The intelligent ones would have seen the hysteria for it was - a wild distortion, and realised that the media regularly distorts all sorts of things, and it’s the intelligent ones I worry about. Indeed, when I read the thoughts and worldview of that generation, I feel a sense of dread about what’s coming; perhaps even more so when it comes from the Right.

I only watched a Nick Fuentes video for the first time this summer, an amusingly edited version of a talk in which he rails against Israeli military success. It had been sent by a Jewish friend with strong Zionist sympathies, and it’s very funny – Fuentes is very funny. If I were 20 years old, I might have watched his show, one of many aspects of life in 2025 which I thank God wasn’t around in my adolescence.

After all, most of the things I watched on television – five channels, kids, in fact more like four and half, as the Channel 5 reception wasn’t very good – liked to poke fun at the prevailing morality of the older generation. My favourite comic, Viz, would laugh at the old people whose fault it was that Eddie Murphy’s swearing had to be dubbed over with ‘freak you, monkeyfeather’. Today it’s only natural that young men should wish to offend woke scolds.

But then, of course, something darker might also be happening. Rod Dreher recalls a fascinating, and disturbing, account of his conversations with young Republican activists this week, writing that: ‘Not every DC Zoomercon who identifies with Fuentes agrees with everything he says, or the way he says it. What they like most of all is his rage, and willingness to violate taboos. I asked one astute Zoomer what the Groypers actually wanted (meaning, what were their demands). He said, “They don’t have any. They just want to tear everything down.”’

There is certainly polling to suggest that younger voters in the US are moving to extremes, if you believe polls.
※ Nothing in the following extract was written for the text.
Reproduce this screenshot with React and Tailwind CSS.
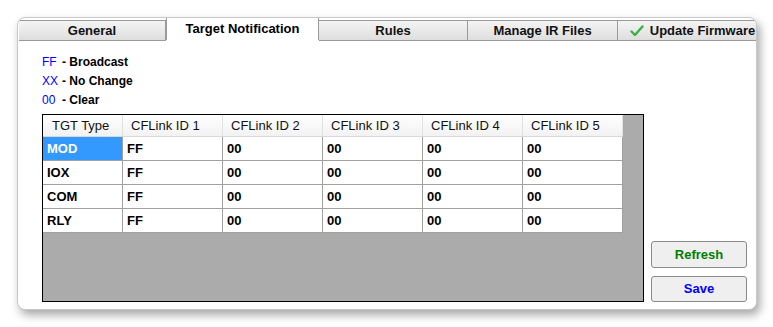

One found that ‘explicit antisemitic attitudes are now much more common among young voters’, who are five times more likely to have an ‘unfavourable view of the Jewish people than 65 year olds.’ Since 2018, the percentage of American boys who believe in gender equality has shrunk. Far more worrying is that younger Americans are also much more likely to support political violence. and this is more of a problem on the left.
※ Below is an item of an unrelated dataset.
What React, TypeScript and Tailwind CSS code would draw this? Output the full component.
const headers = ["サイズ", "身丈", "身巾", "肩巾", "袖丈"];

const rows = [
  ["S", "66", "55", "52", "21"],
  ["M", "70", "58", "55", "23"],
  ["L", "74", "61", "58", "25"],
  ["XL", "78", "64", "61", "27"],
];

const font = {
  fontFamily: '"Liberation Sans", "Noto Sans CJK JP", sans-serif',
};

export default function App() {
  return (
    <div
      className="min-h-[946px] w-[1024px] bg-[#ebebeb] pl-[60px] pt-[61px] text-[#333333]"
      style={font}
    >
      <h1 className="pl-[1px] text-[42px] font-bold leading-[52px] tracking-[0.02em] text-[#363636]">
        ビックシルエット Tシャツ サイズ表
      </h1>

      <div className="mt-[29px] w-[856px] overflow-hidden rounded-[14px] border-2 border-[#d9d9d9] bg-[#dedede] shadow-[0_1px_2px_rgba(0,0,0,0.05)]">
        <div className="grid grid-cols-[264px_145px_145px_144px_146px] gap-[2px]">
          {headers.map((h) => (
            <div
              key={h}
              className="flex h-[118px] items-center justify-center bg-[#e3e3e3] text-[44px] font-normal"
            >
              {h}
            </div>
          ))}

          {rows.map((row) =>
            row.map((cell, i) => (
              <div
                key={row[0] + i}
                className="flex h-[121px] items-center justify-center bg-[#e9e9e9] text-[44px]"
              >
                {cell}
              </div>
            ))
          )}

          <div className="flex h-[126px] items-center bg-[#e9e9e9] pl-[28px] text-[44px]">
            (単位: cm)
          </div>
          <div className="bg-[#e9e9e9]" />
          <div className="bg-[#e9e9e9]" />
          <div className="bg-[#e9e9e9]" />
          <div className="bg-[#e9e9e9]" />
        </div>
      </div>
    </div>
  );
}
There does seem to be a broader rightward drift among American Zoomers, and although I’m sceptical about how extensive it is, it’s a notable pattern in continental Europe: in Portugal, CHEGA are at 27 per cent among 18-24 year-olds; in Poland, new president Karol Nawrocki won with both the 18-29 and 30-39 brackets. Similar patterns are found to some extent in France and Germany.

In fact, Britain’s young are now something of an outlier in being so left-leaning, and when the election comes we can expect young Britons to vote in that direction. Even here, however, among 18-24s there is widespread discontent with immigration levels, Farage does has a certain cult following with the young, and Reform are on 22 per cent - way ahead of the Tories.

Radical politics will always have more appeal to those not yet invested in the system. People without property or savings are far more likely to be tempted by the Scrooge McDuck economic theory of the Green Party, a worldview in which ‘the billionaires’ are hoarding money which could otherwise pay for vital public services. Both in Britain and the US, younger generations are far more likely to believe in zero-sum thinking, that the poor are poor because the rich are rich.

But then, why wouldn’t they? My cohort entered the workforce in the economy bequeathed us by Kenneth Clarke, and were not entirely locked out of the multigenerational Ponzi scheme that is housing inflation, nor the related welfare bubble; it’s hardly surprising that those at the end of the scheme feel that they have been cheated, as this video comparing the lives of someone born in 1964 and someone born in 2000 shows.

Just as Peter Thiel said, capitalism hasn’t really worked for the younger generations, even if there is an argument to be made that they haven’t experienced it enough: after all, the areas where life has become most overpriced, housing especially, are the most regulated.